## start Stored records
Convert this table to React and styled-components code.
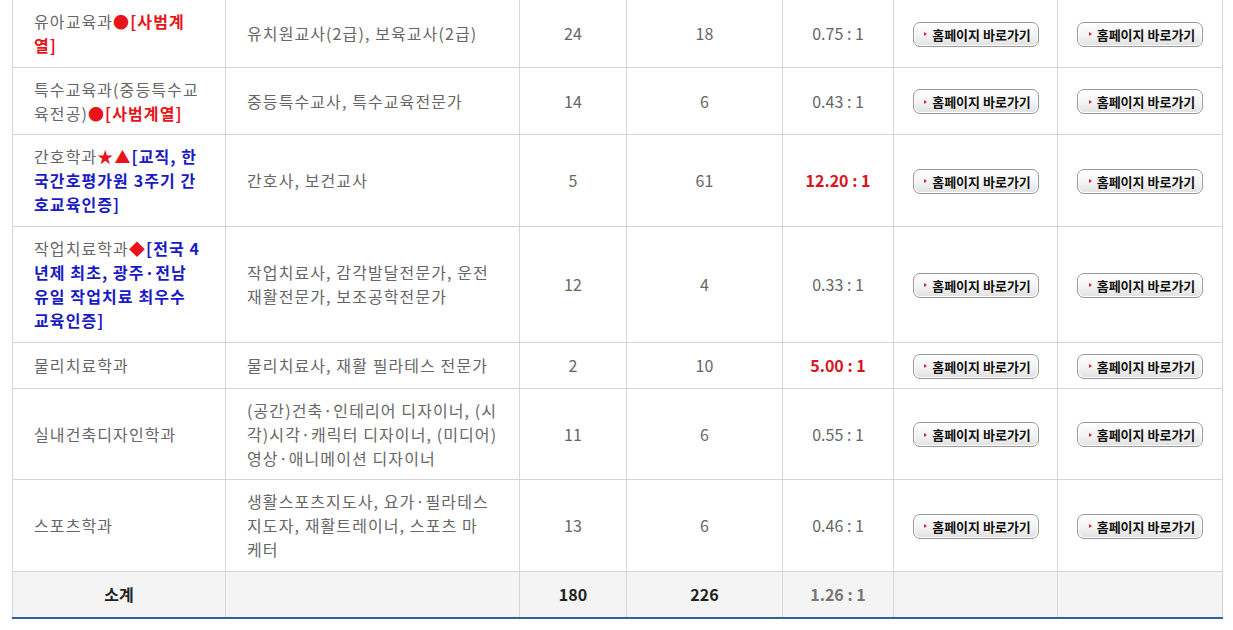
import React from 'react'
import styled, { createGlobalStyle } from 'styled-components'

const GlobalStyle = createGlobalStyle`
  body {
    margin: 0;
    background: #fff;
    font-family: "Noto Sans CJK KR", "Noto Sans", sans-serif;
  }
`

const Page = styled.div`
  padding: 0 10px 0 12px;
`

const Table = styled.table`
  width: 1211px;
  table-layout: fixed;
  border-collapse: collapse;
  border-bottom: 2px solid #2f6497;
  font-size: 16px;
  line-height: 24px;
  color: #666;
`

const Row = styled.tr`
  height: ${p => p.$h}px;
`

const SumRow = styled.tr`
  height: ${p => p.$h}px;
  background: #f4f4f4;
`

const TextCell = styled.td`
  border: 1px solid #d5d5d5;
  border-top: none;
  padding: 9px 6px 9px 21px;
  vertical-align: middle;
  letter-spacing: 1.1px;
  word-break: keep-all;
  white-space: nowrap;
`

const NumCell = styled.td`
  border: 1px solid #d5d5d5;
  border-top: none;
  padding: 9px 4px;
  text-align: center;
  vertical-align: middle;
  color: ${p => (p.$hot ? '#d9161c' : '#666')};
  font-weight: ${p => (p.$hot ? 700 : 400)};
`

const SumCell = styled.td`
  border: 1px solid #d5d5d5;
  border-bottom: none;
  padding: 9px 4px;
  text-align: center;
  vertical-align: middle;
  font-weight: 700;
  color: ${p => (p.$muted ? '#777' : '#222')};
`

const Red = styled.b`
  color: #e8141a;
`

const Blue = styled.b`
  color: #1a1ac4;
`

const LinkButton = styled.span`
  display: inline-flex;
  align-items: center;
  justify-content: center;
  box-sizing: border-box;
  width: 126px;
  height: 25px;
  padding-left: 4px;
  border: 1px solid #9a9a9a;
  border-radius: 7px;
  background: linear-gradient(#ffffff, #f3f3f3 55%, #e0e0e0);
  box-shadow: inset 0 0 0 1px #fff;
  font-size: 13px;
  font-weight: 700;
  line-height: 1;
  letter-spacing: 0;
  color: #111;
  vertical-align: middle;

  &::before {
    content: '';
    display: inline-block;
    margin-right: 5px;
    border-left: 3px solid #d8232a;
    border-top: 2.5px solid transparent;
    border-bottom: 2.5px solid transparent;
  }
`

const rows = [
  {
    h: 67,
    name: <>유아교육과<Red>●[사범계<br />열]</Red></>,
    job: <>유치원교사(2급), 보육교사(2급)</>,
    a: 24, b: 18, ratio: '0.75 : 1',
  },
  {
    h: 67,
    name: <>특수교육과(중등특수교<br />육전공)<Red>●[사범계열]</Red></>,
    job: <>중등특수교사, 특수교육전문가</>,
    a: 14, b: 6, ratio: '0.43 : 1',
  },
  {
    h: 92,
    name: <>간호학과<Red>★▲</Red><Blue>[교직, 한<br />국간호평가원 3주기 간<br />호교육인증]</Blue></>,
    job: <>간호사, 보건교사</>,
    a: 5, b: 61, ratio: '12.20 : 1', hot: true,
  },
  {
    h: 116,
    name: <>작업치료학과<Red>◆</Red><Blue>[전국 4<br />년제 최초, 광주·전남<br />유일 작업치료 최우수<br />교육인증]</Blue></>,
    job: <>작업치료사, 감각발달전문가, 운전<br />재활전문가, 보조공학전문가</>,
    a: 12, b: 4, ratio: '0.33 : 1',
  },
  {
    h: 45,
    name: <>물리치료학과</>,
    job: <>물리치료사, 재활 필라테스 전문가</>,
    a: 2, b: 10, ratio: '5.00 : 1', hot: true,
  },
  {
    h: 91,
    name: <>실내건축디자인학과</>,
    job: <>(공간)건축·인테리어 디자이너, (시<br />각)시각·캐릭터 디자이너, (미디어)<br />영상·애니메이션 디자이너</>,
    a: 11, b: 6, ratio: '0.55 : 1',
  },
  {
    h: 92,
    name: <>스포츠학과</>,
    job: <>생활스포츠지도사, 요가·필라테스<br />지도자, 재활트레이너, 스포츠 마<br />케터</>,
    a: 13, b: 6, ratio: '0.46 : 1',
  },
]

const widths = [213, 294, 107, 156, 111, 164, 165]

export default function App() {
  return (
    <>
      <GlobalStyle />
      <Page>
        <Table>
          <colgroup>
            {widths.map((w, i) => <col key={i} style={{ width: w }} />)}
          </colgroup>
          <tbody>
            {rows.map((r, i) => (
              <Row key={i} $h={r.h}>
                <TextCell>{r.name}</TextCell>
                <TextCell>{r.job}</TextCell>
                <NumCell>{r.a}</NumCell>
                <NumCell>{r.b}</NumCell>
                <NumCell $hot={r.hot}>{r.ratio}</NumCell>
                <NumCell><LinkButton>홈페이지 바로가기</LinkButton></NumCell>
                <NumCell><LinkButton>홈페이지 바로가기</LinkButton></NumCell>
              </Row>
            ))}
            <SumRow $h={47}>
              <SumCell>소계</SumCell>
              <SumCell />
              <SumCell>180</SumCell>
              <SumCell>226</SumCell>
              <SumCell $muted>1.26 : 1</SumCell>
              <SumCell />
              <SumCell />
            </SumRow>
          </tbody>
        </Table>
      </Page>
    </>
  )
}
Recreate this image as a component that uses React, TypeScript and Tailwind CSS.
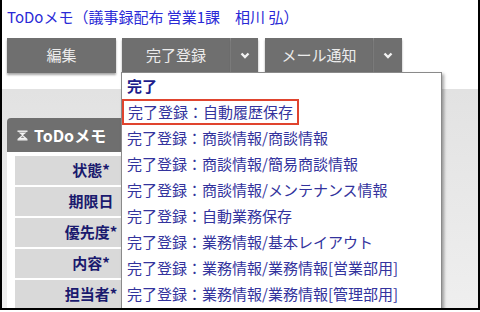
## end Stored records
* **Your objective**
Pick out each line in the material containing "this".

* **Solution to the exercise**
Convert this table to React and styled-components code.
Recreate this image as a component that uses React, TypeScript and Tailwind CSS.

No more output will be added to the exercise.